- COLLECTED MATERIAL -
^^^^
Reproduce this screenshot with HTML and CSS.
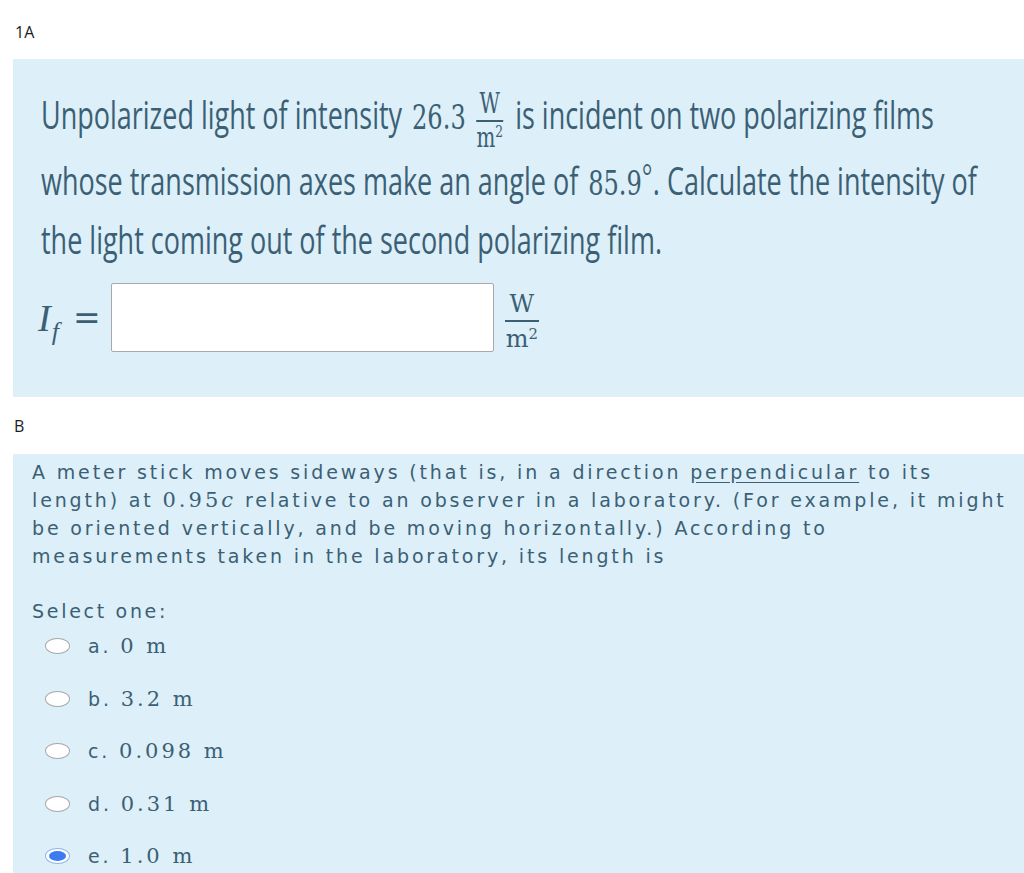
FILE: index.html
```html
<!DOCTYPE html>
<html lang="en">
<head>
<meta charset="utf-8">
<title>Physics questions</title>
<link rel="stylesheet" href="styles.css">
</head>
<body>
<div class="label label-1a">1A</div>
<section class="panel panel-a">
  <p class="qtext">Unpolarized light of intensity <span class="mnum">26.3</span><span class="frac frac-inline"><span class="frac-top">W</span><span class="frac-bot">m<sup>2</sup></span></span>is incident on two polarizing films<br>whose transmission axes make an angle of <span class="mnum">85.9<sup class="deg">°</sup></span>. Calculate the intensity of<br>the light coming out of the second polarizing film.</p>
  <div class="answer">
    <span class="var">I<sub>f</sub></span>
    <span class="eq">=</span>
    <input class="box" type="text" aria-label="I f">
    <span class="frac frac-unit"><span class="frac-top">W</span><span class="frac-bot">m<sup>2</sup></span></span>
  </div>
</section>
<div class="label label-b">B</div>
<section class="panel panel-b">
  <p class="q2">A meter stick moves sideways (that is, in a direction <u>perpendicular</u> to its<br>length) at <span class="m2">0.95<i>c</i></span> relative to an observer in a laboratory. (For example, it might<br>be oriented vertically, and be moving horizontally.) According to<br>measurements taken in the laboratory, its length is</p>
  <div class="select">Select one:</div>
  <ul class="opts">
    <li class="opt"><span class="radio"></span><span class="olab">a. <span class="m2">0 m</span></span></li>
    <li class="opt"><span class="radio"></span><span class="olab">b. <span class="m2">3.2 m</span></span></li>
    <li class="opt"><span class="radio"></span><span class="olab">c. <span class="m2">0.098 m</span></span></li>
    <li class="opt"><span class="radio"></span><span class="olab">d. <span class="m2">0.31 m</span></span></li>
    <li class="opt"><span class="radio radio-on"></span><span class="olab">e. <span class="m2">1.0 m</span></span></li>
  </ul>
</section>
</body>
</html>
```

FILE: styles.css
```css
* { box-sizing: border-box; }
html, body { margin: 0; padding: 0; background: #ffffff; }
body {
  width: 1024px;
  height: 873px;
  overflow: hidden;
  padding-top: 22px;
  font-family: "Open Sans", "Liberation Sans", sans-serif;
}

.label {
  font-size: 16px;
  line-height: 20px;
  margin-left: 15px;
  color: #1b1b1b;
}
.label-1a { margin-bottom: 17px; }
.label-b { margin: 19px 0 18px 14px; }

.panel {
  margin-left: 13px;
  background: #ddeff8;
  color: #3b5f75;
}

/* ---------- panel A ---------- */
.panel-a {
  height: 338px;
  padding: 27px 0 0 28px;
  overflow: hidden;
}
/* the question text is a horizontally condensed face: scale the line box */
.qtext {
  margin: 0;
  font-family: "Open Sans", sans-serif;
  font-size: 38px;
  line-height: 56px;
  white-space: nowrap;
  transform: scaleX(0.71);
  transform-origin: 0 0;
}
.mnum {
  font-family: "DejaVu Serif", serif;
  font-size: 34px;
  margin-left: 4px;
}
.deg {
  font-family: "Liberation Serif", serif;
  font-size: 36px;
  line-height: 0;
  vertical-align: 7px;
  margin-right: 1px;
}

.frac {
  display: inline-block;
  font-family: "DejaVu Serif", serif;
  text-align: center;
}
.frac-top {
  display: block;
  border-bottom: 2px solid currentColor;
}
.frac-bot { display: block; }
.frac sup {
  font-size: 0.62em;
  line-height: 0;
  vertical-align: 0.55em;
}
.frac-inline {
  font-size: 28px;
  vertical-align: -18px;
  margin: 0 17px 2px 15px;
}
.frac-inline .frac-top { line-height: 24px; padding: 0 1px 4px; }
.frac-inline .frac-bot { line-height: 24px; padding-top: 4px; }

.answer {
  display: flex;
  align-items: center;
  margin-top: 16px;
  margin-left: -3px;
}
.var {
  font-family: "Liberation Serif", serif;
  font-style: italic;
  font-size: 38px;
  line-height: 40px;
}
.var sub {
  font-size: 26px;
  line-height: 0;
  vertical-align: -9px;
  margin-left: 1px;
}
.eq {
  font-family: "DejaVu Serif", serif;
  font-size: 33px;
  line-height: 40px;
  margin: 0 10px 0 14px;
}
.box {
  width: 383px;
  height: 69px;
  margin: 0;
  border: 1px solid #a9a9a9;
  border-radius: 2px;
  background: #ffffff;
}
.frac-unit {
  font-size: 24px;
  margin: 10px 0 0 11px;
}
.frac-unit .frac-top { line-height: 22px; padding: 0 5px 5px; }
.frac-unit .frac-bot { line-height: 26px; padding-top: 4px; }

/* ---------- panel B ---------- */
.panel-b {
  height: 460px;
  padding: 4px 0 0 19px;
  font-family: "DejaVu Sans", "Verdana", sans-serif;
  font-size: 19px;
  line-height: 28px;
  letter-spacing: 2.85px;
}
.q2 {
  margin: 0;
  white-space: nowrap;
}
.q2 u { text-underline-offset: 3px; }
.m2 {
  font-family: "DejaVu Serif", serif;
  font-size: 21px;
  line-height: 1;
  letter-spacing: 3px;
}
.m2 i { font-style: italic; }
.select {
  margin-top: 27px;
  letter-spacing: 2.7px;
}
.opts {
  list-style: none;
  margin: 7px 0 0 0;
  padding: 0;
}
.opt {
  display: flex;
  align-items: center;
  height: 28px;
  margin-bottom: 24.5px;
}
.radio {
  position: relative;
  flex: none;
  width: 25px;
  height: 16px;
  margin: 0 18px 0 13px;
  border: 1px solid #a6a6a6;
  border-radius: 50%;
  background: #ffffff;
}
.radio-on { border-color: #8fb3ef; }
.radio-on::after {
  content: "";
  position: absolute;
  left: 3px;
  top: 2px;
  right: 3px;
  bottom: 2px;
  border-radius: 50%;
  background: #3b7cf0;
}
.olab { white-space: nowrap; }
```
^^^^
- WHAT IS ASKED -
Return each line of the data, keeping its wording exact and omitting pictures.

- EXERCISE RESPONSE -
Reproduce this screenshot with HTML and CSS.
FILE: index.html
```html
<!DOCTYPE html>
<html lang="en">
<head>
<meta charset="utf-8">
<title>Physics questions</title>
<link rel="stylesheet" href="styles.css">
</head>
<body>
<div class="label label-1a">1A</div>
<section class="panel panel-a">
  <p class="qtext">Unpolarized light of intensity <span class="mnum">26.3</span><span class="frac frac-inline"><span class="frac-top">W</span><span class="frac-bot">m<sup>2</sup></span></span>is incident on two polarizing films<br>whose transmission axes make an angle of <span class="mnum">85.9<sup class="deg">°</sup></span>. Calculate the intensity of<br>the light coming out of the second polarizing film.</p>
  <div class="answer">
    <span class="var">I<sub>f</sub></span>
    <span class="eq">=</span>
    <input class="box" type="text" aria-label="I f">
    <span class="frac frac-unit"><span class="frac-top">W</span><span class="frac-bot">m<sup>2</sup></span></span>
  </div>
</section>
<div class="label label-b">B</div>
<section class="panel panel-b">
  <p class="q2">A meter stick moves sideways (that is, in a direction <u>perpendicular</u> to its<br>length) at <span class="m2">0.95<i>c</i></span> relative to an observer in a laboratory. (For example, it might<br>be oriented vertically, and be moving horizontally.) According to<br>measurements taken in the laboratory, its length is</p>
  <div class="select">Select one:</div>
  <ul class="opts">
    <li class="opt"><span class="radio"></span><span class="olab">a. <span class="m2">0 m</span></span></li>
    <li class="opt"><span class="radio"></span><span class="olab">b. <span class="m2">3.2 m</span></span></li>
    <li class="opt"><span class="radio"></span><span class="olab">c. <span class="m2">0.098 m</span></span></li>
    <li class="opt"><span class="radio"></span><span class="olab">d. <span class="m2">0.31 m</span></span></li>
    <li class="opt"><span class="radio radio-on"></span><span class="olab">e. <span class="m2">1.0 m</span></span></li>
  </ul>
</section>
</body>
</html>
```

FILE: styles.css
```css
* { box-sizing: border-box; }
html, body { margin: 0; padding: 0; background: #ffffff; }
body {
  width: 1024px;
  height: 873px;
  overflow: hidden;
  padding-top: 22px;
  font-family: "Open Sans", "Liberation Sans", sans-serif;
}

.label {
  font-size: 16px;
  line-height: 20px;
  margin-left: 15px;
  color: #1b1b1b;
}
.label-1a { margin-bottom: 17px; }
.label-b { margin: 19px 0 18px 14px; }

.panel {
  margin-left: 13px;
  background: #ddeff8;
  color: #3b5f75;
}

/* ---------- panel A ---------- */
.panel-a {
  height: 338px;
  padding: 27px 0 0 28px;
  overflow: hidden;
}
/* the question text is a horizontally condensed face: scale the line box */
.qtext {
  margin: 0;
  font-family: "Open Sans", sans-serif;
  font-size: 38px;
  line-height: 56px;
  white-space: nowrap;
  transform: scaleX(0.71);
  transform-origin: 0 0;
}
.mnum {
  font-family: "DejaVu Serif", serif;
  font-size: 34px;
  margin-left: 4px;
}
.deg {
  font-family: "Liberation Serif", serif;
  font-size: 36px;
  line-height: 0;
  vertical-align: 7px;
  margin-right: 1px;
}

.frac {
  display: inline-block;
  font-family: "DejaVu Serif", serif;
  text-align: center;
}
.frac-top {
  display: block;
  border-bottom: 2px solid currentColor;
}
.frac-bot { display: block; }
.frac sup {
  font-size: 0.62em;
  line-height: 0;
  vertical-align: 0.55em;
}
.frac-inline {
  font-size: 28px;
  vertical-align: -18px;
  margin: 0 17px 2px 15px;
}
.frac-inline .frac-top { line-height: 24px; padding: 0 1px 4px; }
.frac-inline .frac-bot { line-height: 24px; padding-top: 4px; }

.answer {
  display: flex;
  align-items: center;
  margin-top: 16px;
  margin-left: -3px;
}
.var {
  font-family: "Liberation Serif", serif;
  font-style: italic;
  font-size: 38px;
  line-height: 40px;
}
.var sub {
  font-size: 26px;
  line-height: 0;
  vertical-align: -9px;
  margin-left: 1px;
}
.eq {
  font-family: "DejaVu Serif", serif;
  font-size: 33px;
  line-height: 40px;
  margin: 0 10px 0 14px;
}
.box {
  width: 383px;
  height: 69px;
  margin: 0;
  border: 1px solid #a9a9a9;
  border-radius: 2px;
  background: #ffffff;
}
.frac-unit {
  font-size: 24px;
  margin: 10px 0 0 11px;
}
.frac-unit .frac-top { line-height: 22px; padding: 0 5px 5px; }
.frac-unit .frac-bot { line-height: 26px; padding-top: 4px; }

/* ---------- panel B ---------- */
.panel-b {
  height: 460px;
  padding: 4px 0 0 19px;
  font-family: "DejaVu Sans", "Verdana", sans-serif;
  font-size: 19px;
  line-height: 28px;
  letter-spacing: 2.85px;
}
.q2 {
  margin: 0;
  white-space: nowrap;
}
.q2 u { text-underline-offset: 3px; }
.m2 {
  font-family: "DejaVu Serif", serif;
  font-size: 21px;
  line-height: 1;
  letter-spacing: 3px;
}
.m2 i { font-style: italic; }
.select {
  margin-top: 27px;
  letter-spacing: 2.7px;
}
.opts {
  list-style: none;
  margin: 7px 0 0 0;
  padding: 0;
}
.opt {
  display: flex;
  align-items: center;
  height: 28px;
  margin-bottom: 24.5px;
}
.radio {
  position: relative;
  flex: none;
  width: 25px;
  height: 16px;
  margin: 0 18px 0 13px;
  border: 1px solid #a6a6a6;
  border-radius: 50%;
  background: #ffffff;
}
.radio-on { border-color: #8fb3ef; }
.radio-on::after {
  content: "";
  position: absolute;
  left: 3px;
  top: 2px;
  right: 3px;
  bottom: 2px;
  border-radius: 50%;
  background: #3b7cf0;
}
.olab { white-space: nowrap; }
```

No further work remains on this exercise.